▶ Dataset excerpt
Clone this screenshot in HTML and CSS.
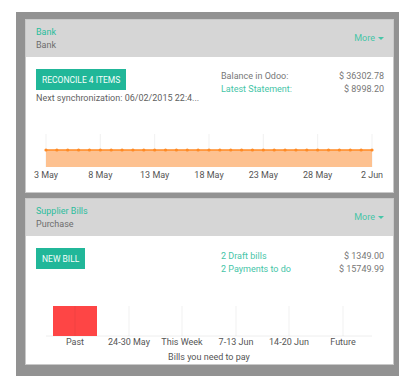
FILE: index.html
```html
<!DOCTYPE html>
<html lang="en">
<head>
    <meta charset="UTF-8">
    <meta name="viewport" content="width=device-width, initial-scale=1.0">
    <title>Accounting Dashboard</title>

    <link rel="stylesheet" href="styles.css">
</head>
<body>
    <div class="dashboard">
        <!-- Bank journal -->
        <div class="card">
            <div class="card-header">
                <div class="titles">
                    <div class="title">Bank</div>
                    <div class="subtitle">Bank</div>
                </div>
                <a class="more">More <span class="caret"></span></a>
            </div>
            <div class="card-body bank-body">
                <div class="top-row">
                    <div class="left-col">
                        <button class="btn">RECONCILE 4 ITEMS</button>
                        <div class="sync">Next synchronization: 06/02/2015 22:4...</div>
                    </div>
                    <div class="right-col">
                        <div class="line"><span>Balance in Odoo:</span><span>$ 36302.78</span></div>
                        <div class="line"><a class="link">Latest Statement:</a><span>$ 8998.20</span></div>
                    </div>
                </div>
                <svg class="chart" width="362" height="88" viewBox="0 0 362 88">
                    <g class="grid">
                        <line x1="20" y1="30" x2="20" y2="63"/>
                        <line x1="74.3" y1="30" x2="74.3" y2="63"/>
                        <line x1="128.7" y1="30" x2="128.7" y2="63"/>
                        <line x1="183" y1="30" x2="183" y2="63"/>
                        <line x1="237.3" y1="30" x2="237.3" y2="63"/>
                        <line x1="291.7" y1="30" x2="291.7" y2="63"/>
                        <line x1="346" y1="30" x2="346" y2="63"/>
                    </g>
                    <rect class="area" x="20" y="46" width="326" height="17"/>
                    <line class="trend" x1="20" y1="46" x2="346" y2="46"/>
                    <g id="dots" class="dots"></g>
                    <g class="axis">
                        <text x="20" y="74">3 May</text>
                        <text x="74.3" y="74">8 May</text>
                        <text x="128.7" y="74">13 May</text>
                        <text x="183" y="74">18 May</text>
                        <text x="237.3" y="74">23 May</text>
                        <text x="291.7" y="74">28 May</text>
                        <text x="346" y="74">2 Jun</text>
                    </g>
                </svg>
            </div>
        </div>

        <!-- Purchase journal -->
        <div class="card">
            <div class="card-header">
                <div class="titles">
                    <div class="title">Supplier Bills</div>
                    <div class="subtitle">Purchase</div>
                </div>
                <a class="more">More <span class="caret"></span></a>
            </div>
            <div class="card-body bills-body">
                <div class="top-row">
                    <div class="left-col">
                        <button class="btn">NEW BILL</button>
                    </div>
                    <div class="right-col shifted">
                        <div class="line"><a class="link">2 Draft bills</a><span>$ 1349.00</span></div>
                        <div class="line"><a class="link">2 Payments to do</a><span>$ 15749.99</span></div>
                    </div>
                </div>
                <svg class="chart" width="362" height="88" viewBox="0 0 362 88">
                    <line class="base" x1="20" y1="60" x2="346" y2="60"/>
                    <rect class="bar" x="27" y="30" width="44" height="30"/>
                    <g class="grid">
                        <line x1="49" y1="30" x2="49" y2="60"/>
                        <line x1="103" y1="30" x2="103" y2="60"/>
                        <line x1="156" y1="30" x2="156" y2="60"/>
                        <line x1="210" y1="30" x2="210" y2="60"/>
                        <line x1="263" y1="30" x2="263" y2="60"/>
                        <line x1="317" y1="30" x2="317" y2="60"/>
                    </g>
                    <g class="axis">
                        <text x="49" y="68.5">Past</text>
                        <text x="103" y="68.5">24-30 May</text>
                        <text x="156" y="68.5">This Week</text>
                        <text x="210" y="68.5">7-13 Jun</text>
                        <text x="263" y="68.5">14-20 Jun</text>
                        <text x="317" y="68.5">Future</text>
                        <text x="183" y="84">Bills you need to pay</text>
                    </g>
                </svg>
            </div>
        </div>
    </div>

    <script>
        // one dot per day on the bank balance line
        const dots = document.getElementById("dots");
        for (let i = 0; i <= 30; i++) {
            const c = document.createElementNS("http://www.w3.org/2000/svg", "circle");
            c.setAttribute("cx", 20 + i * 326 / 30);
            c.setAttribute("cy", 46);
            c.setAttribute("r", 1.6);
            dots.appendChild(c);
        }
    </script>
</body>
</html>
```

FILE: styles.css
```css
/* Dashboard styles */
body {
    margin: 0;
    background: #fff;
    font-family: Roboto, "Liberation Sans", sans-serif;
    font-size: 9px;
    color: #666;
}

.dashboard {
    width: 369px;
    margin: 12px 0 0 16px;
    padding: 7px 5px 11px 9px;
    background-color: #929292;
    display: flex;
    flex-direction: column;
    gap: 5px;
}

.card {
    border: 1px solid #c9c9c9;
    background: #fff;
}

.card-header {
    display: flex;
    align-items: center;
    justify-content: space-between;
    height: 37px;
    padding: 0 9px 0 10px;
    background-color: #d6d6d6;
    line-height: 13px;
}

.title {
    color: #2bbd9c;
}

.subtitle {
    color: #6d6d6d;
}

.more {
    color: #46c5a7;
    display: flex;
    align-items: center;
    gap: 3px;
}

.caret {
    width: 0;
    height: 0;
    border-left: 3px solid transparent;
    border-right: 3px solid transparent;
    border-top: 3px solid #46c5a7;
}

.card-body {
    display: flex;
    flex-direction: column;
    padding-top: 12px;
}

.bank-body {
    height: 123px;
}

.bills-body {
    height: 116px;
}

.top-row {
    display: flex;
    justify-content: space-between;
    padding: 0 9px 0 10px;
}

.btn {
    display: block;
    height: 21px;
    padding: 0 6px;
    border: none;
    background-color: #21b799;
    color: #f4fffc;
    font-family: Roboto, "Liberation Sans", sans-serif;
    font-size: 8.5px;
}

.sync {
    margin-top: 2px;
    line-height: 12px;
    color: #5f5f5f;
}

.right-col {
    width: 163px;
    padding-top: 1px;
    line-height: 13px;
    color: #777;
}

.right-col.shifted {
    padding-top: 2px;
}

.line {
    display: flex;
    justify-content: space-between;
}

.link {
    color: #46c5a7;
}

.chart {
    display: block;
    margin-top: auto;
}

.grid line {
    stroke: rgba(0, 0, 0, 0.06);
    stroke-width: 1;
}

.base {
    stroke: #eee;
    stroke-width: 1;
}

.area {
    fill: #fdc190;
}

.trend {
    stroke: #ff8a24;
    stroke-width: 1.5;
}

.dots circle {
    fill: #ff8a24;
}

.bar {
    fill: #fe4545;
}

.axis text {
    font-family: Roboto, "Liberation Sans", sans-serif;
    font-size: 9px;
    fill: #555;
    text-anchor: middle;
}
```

▶ Work required
Reproduce every line exactly and omit all pictures.

▶ Solution to this problem
Clone this screenshot in HTML and CSS.
FILE: index.html
```html
<!DOCTYPE html>
<html lang="en">
<head>
    <meta charset="UTF-8">
    <meta name="viewport" content="width=device-width, initial-scale=1.0">
    <title>Accounting Dashboard</title>

    <link rel="stylesheet" href="styles.css">
</head>
<body>
    <div class="dashboard">
        <!-- Bank journal -->
        <div class="card">
            <div class="card-header">
                <div class="titles">
                    <div class="title">Bank</div>
                    <div class="subtitle">Bank</div>
                </div>
                <a class="more">More <span class="caret"></span></a>
            </div>
            <div class="card-body bank-body">
                <div class="top-row">
                    <div class="left-col">
                        <button class="btn">RECONCILE 4 ITEMS</button>
                        <div class="sync">Next synchronization: 06/02/2015 22:4...</div>
                    </div>
                    <div class="right-col">
                        <div class="line"><span>Balance in Odoo:</span><span>$ 36302.78</span></div>
                        <div class="line"><a class="link">Latest Statement:</a><span>$ 8998.20</span></div>
                    </div>
                </div>
                <svg class="chart" width="362" height="88" viewBox="0 0 362 88">
                    <g class="grid">
                        <line x1="20" y1="30" x2="20" y2="63"/>
                        <line x1="74.3" y1="30" x2="74.3" y2="63"/>
                        <line x1="128.7" y1="30" x2="128.7" y2="63"/>
                        <line x1="183" y1="30" x2="183" y2="63"/>
                        <line x1="237.3" y1="30" x2="237.3" y2="63"/>
                        <line x1="291.7" y1="30" x2="291.7" y2="63"/>
                        <line x1="346" y1="30" x2="346" y2="63"/>
                    </g>
                    <rect class="area" x="20" y="46" width="326" height="17"/>
                    <line class="trend" x1="20" y1="46" x2="346" y2="46"/>
                    <g id="dots" class="dots"></g>
                    <g class="axis">
                        <text x="20" y="74">3 May</text>
                        <text x="74.3" y="74">8 May</text>
                        <text x="128.7" y="74">13 May</text>
                        <text x="183" y="74">18 May</text>
                        <text x="237.3" y="74">23 May</text>
                        <text x="291.7" y="74">28 May</text>
                        <text x="346" y="74">2 Jun</text>
                    </g>
                </svg>
            </div>
        </div>

        <!-- Purchase journal -->
        <div class="card">
            <div class="card-header">
                <div class="titles">
                    <div class="title">Supplier Bills</div>
                    <div class="subtitle">Purchase</div>
                </div>
                <a class="more">More <span class="caret"></span></a>
            </div>
            <div class="card-body bills-body">
                <div class="top-row">
                    <div class="left-col">
                        <button class="btn">NEW BILL</button>
                    </div>
                    <div class="right-col shifted">
                        <div class="line"><a class="link">2 Draft bills</a><span>$ 1349.00</span></div>
                        <div class="line"><a class="link">2 Payments to do</a><span>$ 15749.99</span></div>
                    </div>
                </div>
                <svg class="chart" width="362" height="88" viewBox="0 0 362 88">
                    <line class="base" x1="20" y1="60" x2="346" y2="60"/>
                    <rect class="bar" x="27" y="30" width="44" height="30"/>
                    <g class="grid">
                        <line x1="49" y1="30" x2="49" y2="60"/>
                        <line x1="103" y1="30" x2="103" y2="60"/>
                        <line x1="156" y1="30" x2="156" y2="60"/>
                        <line x1="210" y1="30" x2="210" y2="60"/>
                        <line x1="263" y1="30" x2="263" y2="60"/>
                        <line x1="317" y1="30" x2="317" y2="60"/>
                    </g>
                    <g class="axis">
                        <text x="49" y="68.5">Past</text>
                        <text x="103" y="68.5">24-30 May</text>
                        <text x="156" y="68.5">This Week</text>
                        <text x="210" y="68.5">7-13 Jun</text>
                        <text x="263" y="68.5">14-20 Jun</text>
                        <text x="317" y="68.5">Future</text>
                        <text x="183" y="84">Bills you need to pay</text>
                    </g>
                </svg>
            </div>
        </div>
    </div>

    <script>
        // one dot per day on the bank balance line
        const dots = document.getElementById("dots");
        for (let i = 0; i <= 30; i++) {
            const c = document.createElementNS("http://www.w3.org/2000/svg", "circle");
            c.setAttribute("cx", 20 + i * 326 / 30);
            c.setAttribute("cy", 46);
            c.setAttribute("r", 1.6);
            dots.appendChild(c);
        }
    </script>
</body>
</html>
```

FILE: styles.css
```css
/* Dashboard styles */
body {
    margin: 0;
    background: #fff;
    font-family: Roboto, "Liberation Sans", sans-serif;
    font-size: 9px;
    color: #666;
}

.dashboard {
    width: 369px;
    margin: 12px 0 0 16px;
    padding: 7px 5px 11px 9px;
    background-color: #929292;
    display: flex;
    flex-direction: column;
    gap: 5px;
}

.card {
    border: 1px solid #c9c9c9;
    background: #fff;
}

.card-header {
    display: flex;
    align-items: center;
    justify-content: space-between;
    height: 37px;
    padding: 0 9px 0 10px;
    background-color: #d6d6d6;
    line-height: 13px;
}

.title {
    color: #2bbd9c;
}

.subtitle {
    color: #6d6d6d;
}

.more {
    color: #46c5a7;
    display: flex;
    align-items: center;
    gap: 3px;
}

.caret {
    width: 0;
    height: 0;
    border-left: 3px solid transparent;
    border-right: 3px solid transparent;
    border-top: 3px solid #46c5a7;
}

.card-body {
    display: flex;
    flex-direction: column;
    padding-top: 12px;
}

.bank-body {
    height: 123px;
}

.bills-body {
    height: 116px;
}

.top-row {
    display: flex;
    justify-content: space-between;
    padding: 0 9px 0 10px;
}

.btn {
    display: block;
    height: 21px;
    padding: 0 6px;
    border: none;
    background-color: #21b799;
    color: #f4fffc;
    font-family: Roboto, "Liberation Sans", sans-serif;
    font-size: 8.5px;
}

.sync {
    margin-top: 2px;
    line-height: 12px;
    color: #5f5f5f;
}

.right-col {
    width: 163px;
    padding-top: 1px;
    line-height: 13px;
    color: #777;
}

.right-col.shifted {
    padding-top: 2px;
}

.line {
    display: flex;
    justify-content: space-between;
}

.link {
    color: #46c5a7;
}

.chart {
    display: block;
    margin-top: auto;
}

.grid line {
    stroke: rgba(0, 0, 0, 0.06);
    stroke-width: 1;
}

.base {
    stroke: #eee;
    stroke-width: 1;
}

.area {
    fill: #fdc190;
}

.trend {
    stroke: #ff8a24;
    stroke-width: 1.5;
}

.dots circle {
    fill: #ff8a24;
}

.bar {
    fill: #fe4545;
}

.axis text {
    font-family: Roboto, "Liberation Sans", sans-serif;
    font-size: 9px;
    fill: #555;
    text-anchor: middle;
}
```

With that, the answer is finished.